A vosotros, amados comulgantes, quiero legaros también un recuerdo del Génesis: Cuando el ministro del Señor ha depositado en vuestros labios el trigo de los elegidos, en esos momentos en que en vuestras almas rebosan las gracias del Dios de la Hostia, id a llevar presurosos el grana bendito a vuestro querido padre, a aquel abuelo venerable, que quizá, como el anciano Jacob, perece de hambre, alejado de los Sacramentos de la Iglesia. ¡Ojalá el poder de vuestras plegarias y ejemplo y el buen olor de Jesucristo que habéis de esparcir en torno vuestro, logre atraerlos, y les haga venir al encuentro de José, para solicitar el sustento que sus almas necesitan! Quizá tengáis hermanitos pequeños, que aún no han hecho su primera comunión, traedlos con vosotros; preparad para el Señor esos tiernos Benjamines que desea abrazar en el fuego de su caridad.

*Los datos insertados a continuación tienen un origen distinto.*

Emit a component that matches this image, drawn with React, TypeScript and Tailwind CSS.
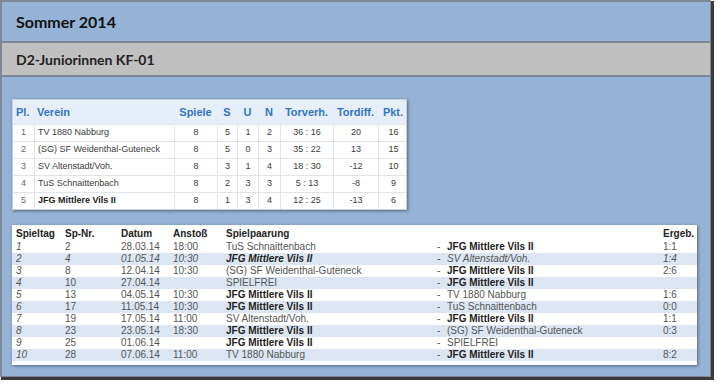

Cristianos, redoblemos todos juntos nuestro fervor y piedad hacia San José en la persona de Aquel, con quien tuvo tan estrechas relaciones. Él fue el siervo fiel y prudente de que nos habla el Evangelio, a quien el Señor estableció en su casa, para que diese a cada uno la medida de trigo en tiempo oportuno: fidélis servus et prudens quem constítuit Dóminus super famíliam suam, ut det cibum in témpore. No parece sino que el Señor hubiese querido, en tal pasaje, hacer la historia de San José, hallándose como estereotipada en esa lacónica parabola la misión temporal que tuvo que desempeñar eu vida el padre nutricio del Salvador, y aquella otra misión sobrenatural que, después de su gloriosa muerte, está desempeñando incesantemente en nuestro favor.
+ Pedro Anastasio Pichenot, Obispo de Tarbes.